M. is seated in the room to the left of the staircase of the first floor. The evening dhyan et. al. are over. On the floor of the room are seated the bhaktas. Both the Jitens, the Doctor, Vinay and the younger Amulya have arrived. Durgapada of the Healing-Balm fame has also come after many days. Shachi, Amrit, Viren, Gadai, Manoranjan and the younger Nalini are also there, besides some others.
M. (to Mohan) -- What was talked about in the Vedanta Samiti?
Mohan -- Abhedananda Maharaj said, `The soul is not subject to pleasure or pain, nor to gain or loss. Religion has two parts: One the essential, the other the non-essential.' And he said, `To unite the partial consciousness of the jiva with the universal consciousness, this is the problem of life.'
M. -- But Thakur used to say, tapasya is needed.

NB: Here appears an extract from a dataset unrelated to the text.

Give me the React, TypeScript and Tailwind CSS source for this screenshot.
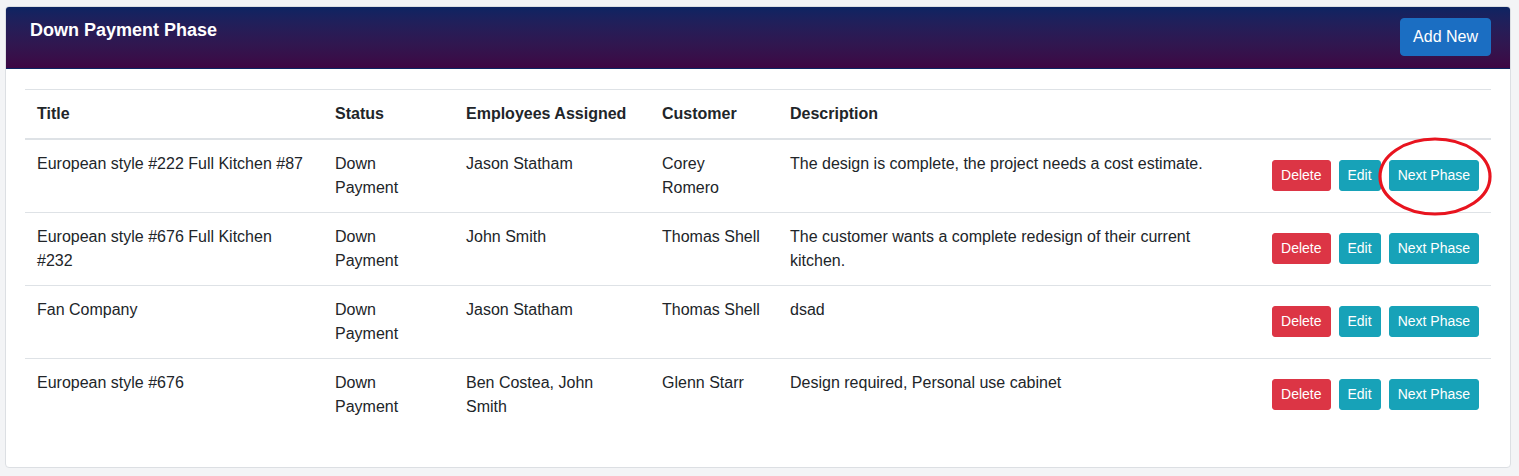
const rows = [
  {
    title: "European style #222 Full Kitchen #87",
    status: "Down Payment",
    employees: "Jason Statham",
    customer: "Corey Romero",
    description: "The design is complete, the project needs a cost estimate.",
    circled: true,
  },
  {
    title: "European style #676 Full Kitchen #232",
    status: "Down Payment",
    employees: "John Smith",
    customer: "Thomas Shell",
    description: "The customer wants a complete redesign of their current kitchen.",
  },
  {
    title: "Fan Company",
    status: "Down Payment",
    employees: "Jason Statham",
    customer: "Thomas Shell",
    description: "dsad",
  },
  {
    title: "European style #676",
    status: "Down Payment",
    employees: "Ben Costea, John Smith",
    customer: "Glenn Starr",
    description: "Design required, Personal use cabinet",
  },
];

const RowActions = ({ circled }: { circled?: boolean }) => (
  <div className="relative top-[-1px] flex justify-end gap-2">
    <button className="rounded-[3px] border border-[#dc3545] bg-[#dc3545] px-2 py-1 text-sm leading-[21px] text-white">
      Delete
    </button>
    <button className="rounded-[3px] border border-[#17a2b8] bg-[#17a2b8] px-2 py-1 text-sm leading-[21px] text-white">
      Edit
    </button>
    <button className="relative rounded-[3px] border border-[#17a2b8] bg-[#17a2b8] px-2 py-1 text-sm leading-[21px] text-white">
      Next Phase
      {circled && (
        // hand-drawn highlight around the button
        <svg className="pointer-events-none absolute left-[-12px] top-[-24px]" width="116" height="80" viewBox="0 0 116 80">
          <ellipse cx="57" cy="39.5" rx="55" ry="37.5" fill="none" stroke="#e8141f" strokeWidth="3.2" />
        </svg>
      )}
    </button>
  </div>
);

export default function App() {
  return (
    <div className="min-h-screen bg-[#f3f4f6] pl-[5px] pt-[6px] pr-[8px] font-['Liberation_Sans',Arial,sans-serif] text-[#212529]">
      <div className="overflow-hidden rounded-[4px] border border-[#dcdfe3] bg-white">
        <div className="flex h-[62px] items-start justify-between border-b border-[#0c2461] bg-gradient-to-b from-[#0c2462] to-[#3d0644] pl-[24px] pr-[19px] pt-[11px]">
          <h5 className="text-[18px] font-bold leading-6 text-white">Down Payment Phase</h5>
          <button className="h-[38px] rounded-[4px] border border-[#1b6ec2] bg-[#1b6ec2] px-3 text-base leading-6 text-white">
            Add New
          </button>
        </div>
        <div className="px-[19px] pt-5 pb-5">
          <table className="mb-4 w-full table-fixed border-collapse text-base leading-6">
            <thead>
              <tr className="border-t border-[#dee2e6] border-b-2">
                <th className="w-[298px] p-3 text-left font-bold">Title</th>
                <th className="w-[131px] p-3 text-left font-bold">Status</th>
                <th className="w-[196px] p-3 text-left font-bold">Employees Assigned</th>
                <th className="w-[128px] p-3 text-left font-bold">Customer</th>
                <th className="w-[482px] p-3 text-left font-bold">Description</th>
                <th className="w-[231px] p-3"></th>
              </tr>
            </thead>
            <tbody>
              {rows.map((r, i) => (
                <tr key={i} className="border-t border-[#dee2e6]">
                  <td className="p-3 align-top">{r.title}</td>
                  <td className="p-3 align-top">{r.status}</td>
                  <td className="p-3 align-top">{r.employees}</td>
                  <td className="p-3 align-top">{r.customer}</td>
                  <td className="p-3 align-top">{r.description}</td>
                  <td className="whitespace-nowrap p-3 align-middle">
                    <RowActions circled={r.circled} />
                  </td>
                </tr>
              ))}
            </tbody>
          </table>
        </div>
      </div>
    </div>
  );
}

One may read a thousand books, one may do anything, till one takes to tapasya in solitude, one can understand nothing. The people of India are blessed for having been born here. For them, mere learning does not serve any purpose. That (mere learning) is in that country (the West). For this country the maxim is `perform tapasya'. Keshab Sen used to deliver beautiful speeches. I was then at school in class II. [1] I could not understand English well. Even so, when the lecture was to be delivered in the evening, I would go and take my seat at three in the afternoon. What a flow of English! On his way back everybody would talk about it: `We have not understood a word but how well he spoke!' (Everybody laughs). The speech was all dry stuff. O Ma! when later on I went to Thakur, I saw that every word of his was steeped in syrup -- on hearing it, a refreshed feeling would descend on every nerve.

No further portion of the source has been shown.